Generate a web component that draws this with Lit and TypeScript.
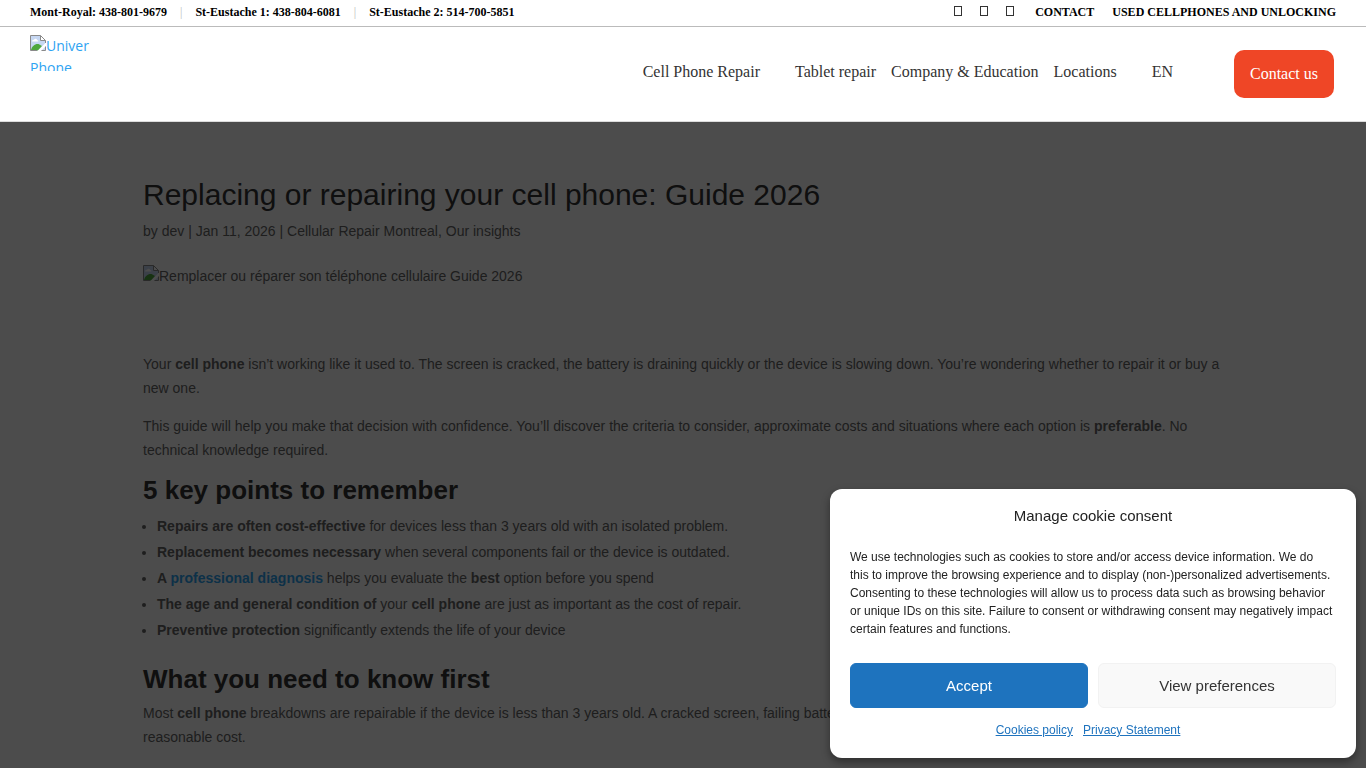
import { LitElement, html, css, svg } from "lit";
import { customElement } from "lit/decorators.js";

const phones = [
  "Mont-Royal: 438-801-9679",
  "St-Eustache 1: 438-804-6081",
  "St-Eustache 2: 514-700-5851",
];

const socials = ["Facebook", "Instagram", "Google"];

const glyphBox = svg`<rect x="0.5" y="0.5" width="7" height="9" fill="none" stroke="currentColor"/>`;

const missingPicture = html`<svg class="missing" viewBox="0 0 16 16" aria-hidden="true">
  <path d="M0.5 0.5h10l5 5v10h-15z" fill="#c6d7f2" />
  <path d="M2 6.5c0-1.200 1-2 2-1.800c.6-1.200 2.600-1.200 3 .2c1 0 1.500 .8 1.300 1.600z" fill="#fff" />
  <path d="M1 15c1-4 4-6.500 7.500-6l3.500 2-4 4.500H1z" fill="#4fa83d" />
  <path d="M16 7.500L7.500 16H11l5-5z" fill="#fff" />
  <path d="M10.500 0.500v5h5" fill="#fff" stroke="#8a8a8a" />
  <path d="M7 15.500H0.500V0.500h10l5 5V8M15.500 11.500v4h-4" fill="none" stroke="#8a8a8a" />
</svg>`;

@customElement("site-header")
export class SiteHeader extends LitElement {
  static styles = css`
    :host {
      display: block;
      position: relative;
      z-index: 2;
      background: #fff;
      font-family: "Liberation Serif", "Times New Roman", serif;
      border-bottom: 1px solid #dcdcdc;
    }
    a {
      color: inherit;
      text-decoration: none;
    }
    .top {
      display: flex;
      justify-content: space-between;
      align-items: center;
      height: 24px;
      padding: 0 30px 2px;
      border-bottom: 1px solid #bbb;
      font-size: 12px;
      font-weight: 700;
      line-height: 24px;
      color: #000;
    }
    .phones,
    .links,
    .menu {
      display: flex;
      align-items: center;
      margin: 0;
      padding: 0;
      list-style: none;
    }
    .phones li + li::before {
      content: "|";
      margin: 0 13px;
      color: #bbb;
      font-weight: 400;
    }
    .links {
      gap: 18px;
    }
    .social {
      display: flex;
      gap: 18px;
      margin-right: 3px;
      padding-bottom: 2px;
      color: #333;
    }
    .social a {
      display: flex;
    }
    .box {
      width: 8px;
      height: 10px;
    }
    .bar {
      display: flex;
      justify-content: space-between;
      align-items: flex-start;
      padding: 8px 32px 23px 30px;
    }
    .logo {
      width: 60px;
      height: 36px;
      overflow: hidden;
      font-family: "Open Sans", sans-serif;
      font-size: 14px;
      line-height: 22px;
      color: #2ea3f2;
    }
    .missing {
      width: 16px;
      height: 16px;
      vertical-align: baseline;
    }
    .right {
      display: flex;
      align-items: flex-start;
      padding-top: 15px;
      gap: 61px;
    }
    .menu {
      padding-top: 10px;
      gap: 15px;
      font-size: 16px;
      line-height: 24px;
      color: #333;
    }
    .wide {
      margin-right: 20px;
    }
    .cta {
      padding: 12px 16px;
      border-radius: 10px;
      background: #ef4626;
      color: #fff;
      font-size: 16px;
      font-weight: 500;
      line-height: 24px;
    }
  `;

  render() {
    return html`
      <div class="top">
        <ul class="phones">
          ${phones.map((p) => html`<li><a href="#">${p}</a></li>`)}
        </ul>
        <div class="links">
          <span class="social">
            ${socials.map(
              (s) => html`<a href="#" aria-label=${s}><svg class="box" viewBox="0 0 8 10">${glyphBox}</svg></a>`
            )}
          </span>
          <a href="#">CONTACT</a>
          <a href="#">USED CELLPHONES AND UNLOCKING</a>
        </div>
      </div>
      <div class="bar">
        <a class="logo" href="#">${missingPicture}Univer Phone</a>
        <div class="right">
          <nav>
            <ul class="menu">
              <li class="wide"><a href="#">Cell Phone Repair</a></li>
              <li><a href="#">Tablet repair</a></li>
              <li><a href="#">Company &amp; Education</a></li>
              <li class="wide"><a href="#">Locations</a></li>
              <li><a href="#">EN</a></li>
            </ul>
          </nav>
          <a class="cta" href="#">Contact us</a>
        </div>
      </div>
    `;
  }
}

@customElement("blog-post")
export class BlogPost extends LitElement {
  static styles = css`
    :host {
      display: block;
      max-width: 1080px;
      width: 80%;
      margin: 0 auto;
      padding-top: 58px;
      font-size: 14px;
      line-height: 24px;
      color: #666;
    }
    a {
      color: inherit;
      text-decoration: none;
    }
    h1,
    h2 {
      margin: 0;
      color: #333;
    }
    h1 {
      padding-bottom: 9px;
      font-size: 30px;
      line-height: 30px;
      font-weight: 500;
    }
    h2 {
      padding-bottom: 8px;
      font-size: 26px;
      line-height: 28px;
      font-weight: 700;
    }
    p {
      margin: 0;
      padding-bottom: 14px;
    }
    .meta {
      padding-bottom: 21px;
    }
    .picture {
      margin-bottom: 64px;
    }
    .missing {
      width: 16px;
      height: 16px;
      vertical-align: baseline;
    }
    ul {
      margin: 0;
      padding: 1px 0 22px 14px;
      line-height: 26px;
      list-style: disc;
    }
    .inline {
      color: #2ea3f2;
    }
  `;

  render() {
    return html`
      <article>
        <h1>Replacing or repairing your cell phone: Guide 2026</h1>
        <p class="meta">
          by <a href="#">dev</a> | Jan 11, 2026 | <a href="#">Cellular Repair Montreal</a>, <a href="#">Our insights</a>
        </p>
        <div class="picture">${missingPicture}Remplacer ou réparer son téléphone cellulaire Guide 2026</div>
        <p>
          Your <strong>cell phone</strong> isn’t working like it used to. The screen is cracked, the battery is
          draining quickly or the device is slowing down. You’re wondering whether to repair it or buy a new one.
        </p>
        <p>
          This guide will help you make that decision with confidence. You’ll discover the criteria to consider,
          approximate costs and situations where each option is <strong>preferable</strong>. No technical knowledge
          required.
        </p>
        <h2>5 key points to remember</h2>
        <ul>
          <li><strong>Repairs are often cost-effective</strong> for devices less than 3 years old with an isolated problem.</li>
          <li><strong>Replacement becomes necessary</strong> when several components fail or the device is outdated.</li>
          <li>
            <strong>A <a class="inline" href="#">professional diagnosis</a></strong> helps you evaluate the
            <strong>best</strong> option before you spend
          </li>
          <li>
            <strong>The age and general condition of</strong> your <strong>cell phone</strong> are just as important
            as the cost of repair.
          </li>
          <li><strong>Preventive protection</strong> significantly extends the life of your device</li>
        </ul>
        <h2>What you need to know first</h2>
        <p>
          Most <strong>cell phone</strong> breakdowns are repairable if the device is less than 3 years old. A cracked
          screen, failing battery or damaged charging port can usually be replaced at a reasonable cost.
        </p>
      </article>
    `;
  }
}

@customElement("cookie-consent")
export class CookieConsent extends LitElement {
  static styles = css`
    :host {
      display: block;
      position: fixed;
      z-index: 3;
      right: 10px;
      bottom: 10px;
      box-sizing: border-box;
      width: 526px;
      max-width: calc(100vw - 20px);
      padding: 15px 20px;
      border-radius: 12px;
      background: #fff;
      box-shadow: 0 4px 8px rgba(0, 0, 0, 0.4);
      color: #222;
      font-size: 12px;
      line-height: 18px;
    }
    h2 {
      margin: 0 0 20px;
      font-size: 15px;
      line-height: 24px;
      font-weight: 400;
      text-align: center;
    }
    p {
      margin: 0 0 25px;
      padding-right: 2px;
    }
    .buttons {
      display: grid;
      grid-template-columns: 1fr 1fr;
      gap: 10px;
    }
    button {
      height: 45px;
      border: 1px solid #f2f2f2;
      border-radius: 6px;
      background: #f9f9f9;
      color: #333;
      font: 400 15px/20px "Liberation Sans", Arial, sans-serif;
    }
    .accept {
      border-color: #1e73be;
      background: #1e73be;
      color: #fff;
      font-weight: 500;
    }
    .documents {
      display: flex;
      justify-content: center;
      padding: 13px 0 4px;
    }
    .documents a {
      margin-right: 10px;
      color: #1e73be;
    }
  `;

  render() {
    return html`
      <section role="dialog" aria-labelledby="title">
        <h2 id="title">Manage cookie consent</h2>
        <p>
          We use technologies such as cookies to store and/or access device information. We do this to improve the
          browsing experience and to display (non-)personalized advertisements. Consenting to these technologies will
          allow us to process data such as browsing behavior or unique IDs on this site. Failure to consent or
          withdrawing consent may negatively impact certain features and functions.
        </p>
        <div class="buttons">
          <button class="accept" type="button">Accept</button>
          <button type="button">View preferences</button>
        </div>
        <div class="documents">
          <a href="#">Cookies policy</a>
          <a href="#">Privacy Statement</a>
        </div>
      </section>
    `;
  }
}

@customElement("app-root")
export class AppRoot extends LitElement {
  static styles = css`
    :host {
      display: block;
      height: 100vh;
      overflow: hidden;
      background: #fff;
      font-family: "Liberation Sans", Arial, sans-serif;
    }
    .shade {
      position: fixed;
      inset: 0;
      z-index: 1;
      background: rgba(0, 0, 0, 0.7);
    }
  `;

  render() {
    return html`
      <site-header></site-header>
      <main><blog-post></blog-post></main>
      <div class="shade"></div>
      <cookie-consent></cookie-consent>
    `;
  }
}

**Aim of the exercise**
Find the lines with the string "that" and reproduce them.

**Result of this exercise**
Generate a web component that draws this with Lit and TypeScript.
          This guide will help you make that decision with confidence. You’ll discover the criteria to consider,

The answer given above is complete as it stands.